TASK BRIEF:
Copy, in full, each line of the material that holds the word "index".

MATERIAL FOR THIS EXERCISE:
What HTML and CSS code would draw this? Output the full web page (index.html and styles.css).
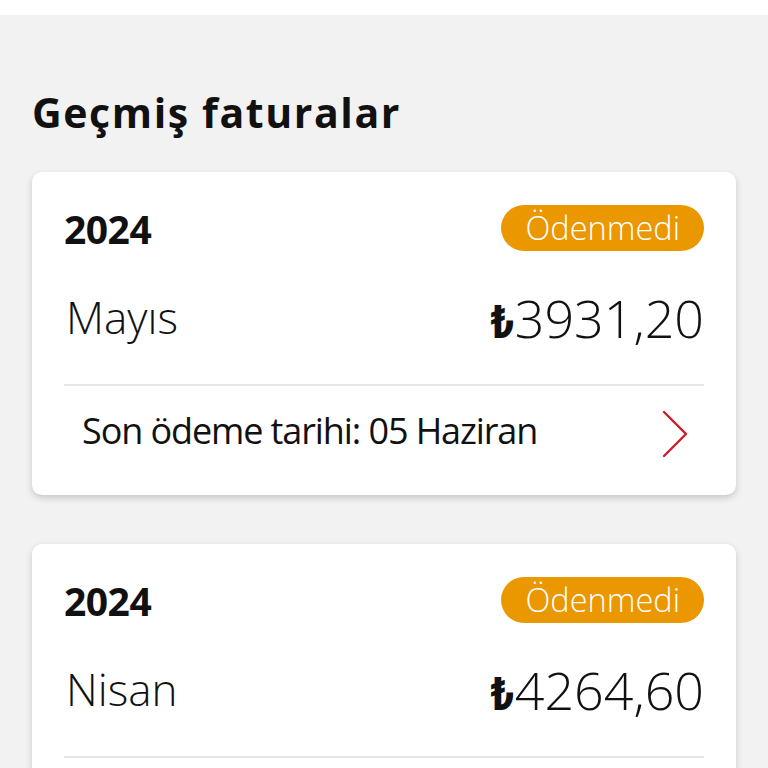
FILE: index.html
```html
<!DOCTYPE html>
<html lang="tr">
<head>
<meta charset="utf-8">
<title>Geçmiş faturalar</title>
<link rel="stylesheet" href="styles.css">
</head>
<body>
<div class="topbar"></div>
<main class="page">
  <h1 class="title">Geçmiş faturalar</h1>
  <section class="card">
    <div class="row head">
      <span class="year">2024</span>
      <span class="badge">Ödenmedi</span>
    </div>
    <div class="row amount-row">
      <span class="month">Mayıs</span>
      <span class="amount"><b class="lira">₺</b>3931,20</span>
    </div>
    <div class="divider"></div>
    <div class="row due">
      <span class="due-text">Son ödeme tarihi: 05 Haziran</span>
      <svg class="chev" width="30" height="48" viewBox="0 0 30 48"><path d="M4 2 L26 24 L4 46" fill="none" stroke="#d11a2a" stroke-width="2.4" stroke-linecap="round" stroke-linejoin="round"/></svg>
    </div>
  </section>
  <section class="card">
    <div class="row head">
      <span class="year">2024</span>
      <span class="badge">Ödenmedi</span>
    </div>
    <div class="row amount-row">
      <span class="month">Nisan</span>
      <span class="amount"><b class="lira">₺</b>4264,60</span>
    </div>
    <div class="divider"></div>
    <div class="row due">
      <span class="due-text">Son ödeme tarihi: 05 Mayıs</span>
      <svg class="chev" width="30" height="48" viewBox="0 0 30 48"><path d="M4 2 L26 24 L4 46" fill="none" stroke="#d11a2a" stroke-width="2.4" stroke-linecap="round" stroke-linejoin="round"/></svg>
    </div>
  </section>
</main>
</body>
</html>
```

FILE: styles.css
```css
html, body {
  margin: 0;
  padding: 0;
  background: #f2f2f2;
  font-family: "Open Sans", Roboto, sans-serif;
  color: #111;
  overflow: hidden;
  height: 768px;
}
.topbar {
  height: 15px;
  background: #fff;
}
.page {
  padding: 0 32px;
}
.title {
  margin: 0;
  padding-top: 71px;
  font-size: 41px;
  font-weight: 700;
  line-height: 52px;
  letter-spacing: 1.6px;
  color: #111;
}
.card {
  margin-top: 34px;
  background: #fff;
  border-radius: 10px;
  box-shadow: 0 3px 7px rgba(0,0,0,0.18);
  padding: 33px 32px 0 32px;
  height: 290px;
}
.card + .card {
  margin-top: 49px;
}
.row {
  display: flex;
  align-items: center;
  justify-content: space-between;
}
.head {
  height: 46px;
}
.year {
  font-size: 39px;
  font-weight: 700;
  letter-spacing: -0.5px;
}
.badge {
  background: #eb9700;
  color: #fff;
  font-size: 32.5px;
  font-weight: 300;
  height: 46px;
  line-height: 46px;
  padding: 0 24px 0 25px;
  border-radius: 23px;
}
.amount-row {
  margin-top: 41px;
  height: 50px;
}
.month {
  font-size: 44px;
  font-weight: 300;
  padding-left: 2px;
}
.amount {
  font-size: 52px;
  font-weight: 300;
  font-stretch: 90%;
}
.lira {
  font-weight: 700;
  font-size: 46px;
  font-stretch: 80%;
}
.divider {
  margin-top: 42px;
  height: 2px;
  background: #e6e6e6;
}
.due {
  height: 96px;
  padding-left: 18px;
  padding-right: 14px;
}
.due-text {
  font-size: 36px;
  font-weight: 400;
  letter-spacing: -1.1px;
  margin-bottom: 8px;
}
.chev {
  display: block;
}
```
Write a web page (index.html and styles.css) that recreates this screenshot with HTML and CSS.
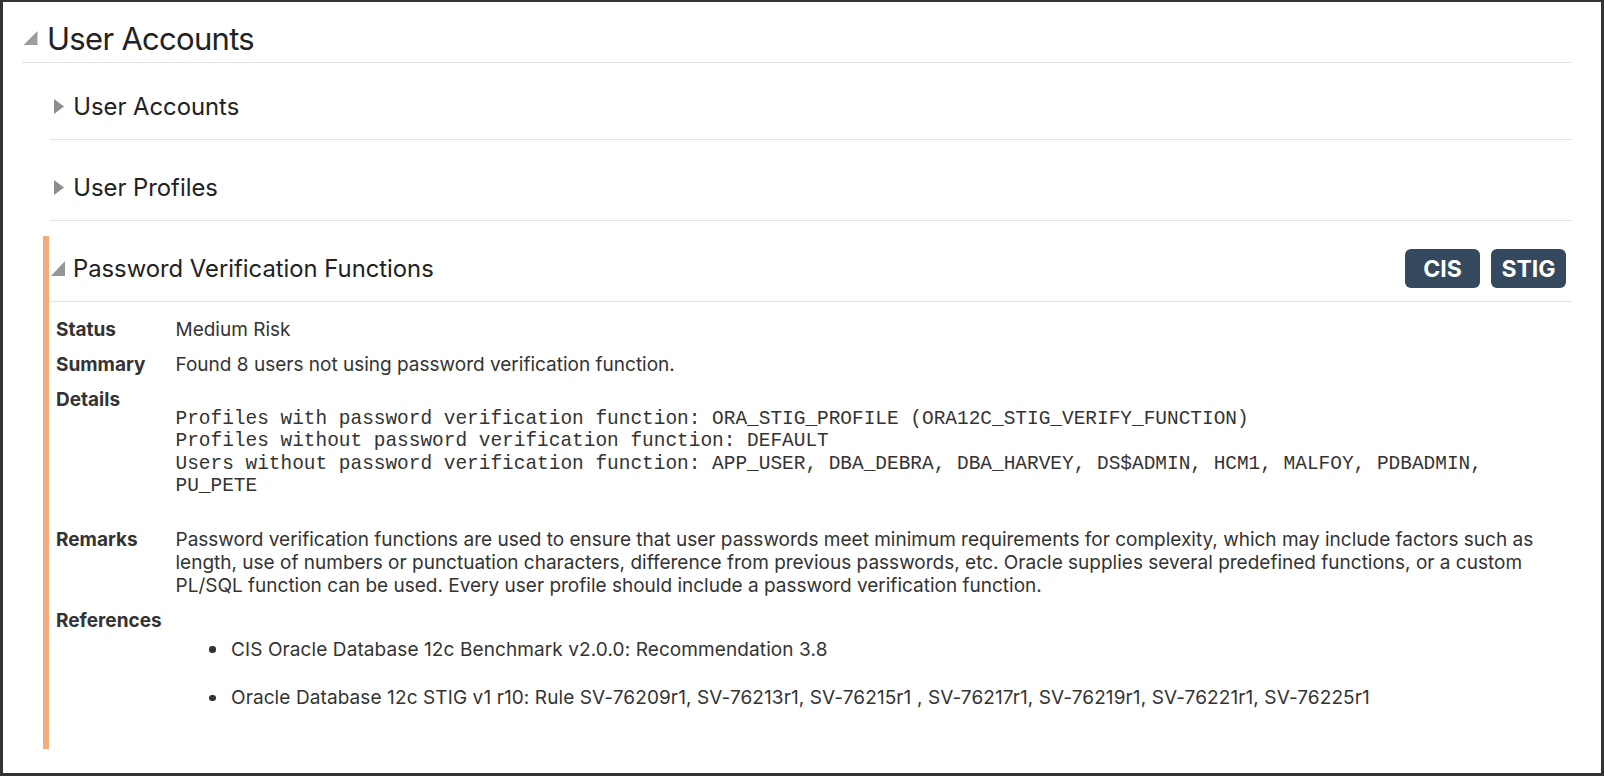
FILE: index.html
```html
<!DOCTYPE html>
<html lang="en">
<head>
<meta charset="utf-8">
<title>User Accounts</title>
<link rel="stylesheet" href="styles.css">
</head>
<body>
<div class="frame">
  <section class="group">
    <h1 class="group-title">
      <svg class="tri tri-open-lg" viewBox="0 0 15 15" aria-hidden="true"><polygon points="15,0 15,15 0,15"/></svg>
      <span>User Accounts</span>
    </h1>
    <div class="group-body">
      <section class="item">
        <div class="item-head">
          <svg class="tri tri-closed" viewBox="0 0 10 15" aria-hidden="true"><polygon points="0,0 10,7.5 0,15"/></svg>
          <h2>User Accounts</h2>
        </div>
      </section>
      <section class="item">
        <div class="item-head">
          <svg class="tri tri-closed" viewBox="0 0 10 15" aria-hidden="true"><polygon points="0,0 10,7.5 0,15"/></svg>
          <h2>User Profiles</h2>
        </div>
      </section>
      <section class="item item-flagged">
        <div class="item-head">
          <svg class="tri tri-open" viewBox="0 0 14 15" aria-hidden="true"><polygon points="14,0 14,15 0,15"/></svg>
          <h2>Password Verification Functions</h2>
          <div class="badges">
            <span class="badge">CIS</span>
            <span class="badge">STIG</span>
          </div>
        </div>
        <dl class="facts">
          <dt>Status</dt>
          <dd>Medium Risk</dd>
          <dt>Summary</dt>
          <dd>Found 8 users not using password verification function.</dd>
          <dt>Details</dt>
          <dd><pre class="details">Profiles with password verification function: ORA_STIG_PROFILE (ORA12C_STIG_VERIFY_FUNCTION)
Profiles without password verification function: DEFAULT
Users without password verification function: APP_USER, DBA_DEBRA, DBA_HARVEY, DS$ADMIN, HCM1, MALFOY, PDBADMIN,
PU_PETE</pre></dd>
          <dt>Remarks</dt>
          <dd>Password verification functions are used to ensure that user passwords meet minimum requirements for complexity, which may include factors such as length, use of numbers or punctuation characters, difference from previous passwords, etc. Oracle supplies several predefined functions, or a custom PL/SQL function can be used. Every user profile should include a password verification function.</dd>
          <dt>References</dt>
          <dd>
            <ul class="refs">
              <li>CIS Oracle Database 12c Benchmark v2.0.0: Recommendation 3.8</li>
              <li>Oracle Database 12c STIG v1 r10: Rule SV-76209r1, SV-76213r1, SV-76215r1 , SV-76217r1, SV-76219r1, SV-76221r1, SV-76225r1</li>
            </ul>
          </dd>
        </dl>
      </section>
    </div>
  </section>
</div>
</body>
</html>
```
FILE: styles.css
```css
* { box-sizing: border-box; }

html, body {
  margin: 0;
  padding: 0;
  background: #ffffff;
}

body {
  font-family: Inter, "Liberation Sans", sans-serif;
  color: #333333;
}

.frame {
  height: 776px;
  border: 3px solid #333333;
  border-top-width: 2px;
  padding: 0 29px 0 19px;
  overflow: hidden;
}

/* top level group */
.group-title {
  display: flex;
  align-items: center;
  margin: 0;
  padding: 17px 0 3px 1px;
  border-bottom: 1px solid #e3e3e3;
  font-size: 31px;
  font-weight: 400;
  letter-spacing: -0.7px;
  line-height: 40px;
  color: #222222;
}

.tri { display: block; flex: none; fill: #959595; }

.tri-open-lg {
  width: 14.5px;
  height: 14.5px;
  margin: 0 9.5px 2px 0;
  fill: #9c9c9c;
}

.group-body {
  margin-left: 28px;
}

/* collapsible items */
.item { margin-top: 15px; }
.item:first-child { margin-top: 11px; }

.item-head {
  display: flex;
  align-items: center;
  padding: 13px 6px 13px 0;
  border-bottom: 1px solid #e3e3e3;
}

.item-head h2 {
  margin: 0;
  font-size: 23.8px;
  font-weight: 400;
  line-height: 39px;
  color: #222222;
}

.tri-closed {
  width: 10px;
  height: 15px;
  margin: 0 9px 0 4.3px;
  fill: #8e8e8e;
}

.tri-open {
  width: 14px;
  height: 15px;
  margin: 0 8px 0 1px;
  fill: #959595;
}

.item-flagged {
  margin-left: -7px;
  border-left: 6px solid #f5aa7a;
  padding-left: 1px;
}

.badges {
  display: flex;
  gap: 11px;
  margin-left: auto;
}

.badge {
  display: flex;
  align-items: center;
  justify-content: center;
  width: 75px;
  height: 39px;
  border-radius: 6px;
  background: #34495e;
  color: #ffffff;
  font-size: 23px;
  font-weight: 700;
}

/* fact list */
.facts {
  display: grid;
  grid-template-columns: 119.5px 1fr;
  row-gap: 12px;
  margin: 0;
  padding: 16px 0 40px 6px;
  font-size: 19px;
  line-height: 23px;
}

.facts dt {
  font-weight: 700;
  color: #333333;
}

.facts dd {
  margin: 0;
  color: #333333;
}

.details {
  margin: 20px 0 18px;
  font-family: "Liberation Mono", "Courier New", monospace;
  font-size: 19.45px;
  line-height: 22.45px;
  color: #333333;
  white-space: pre;
}

.refs {
  list-style: none;
  margin: 29px 0 0;
  padding: 0;
  letter-spacing: 0.1px;
}

.refs li {
  display: flex;
  align-items: center;
}

.refs li + li { margin-top: 25.6px; }

.refs li::before {
  content: "";
  flex: none;
  width: 6.5px;
  height: 6.5px;
  border-radius: 50%;
  background: #333333;
  margin: 0 15.5px 0 33.5px;
}
```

REPLY:
What HTML and CSS code would draw this? Output the full web page (index.html and styles.css).
FILE: index.html
Write a web page (index.html and styles.css) that recreates this screenshot with HTML and CSS.
FILE: index.html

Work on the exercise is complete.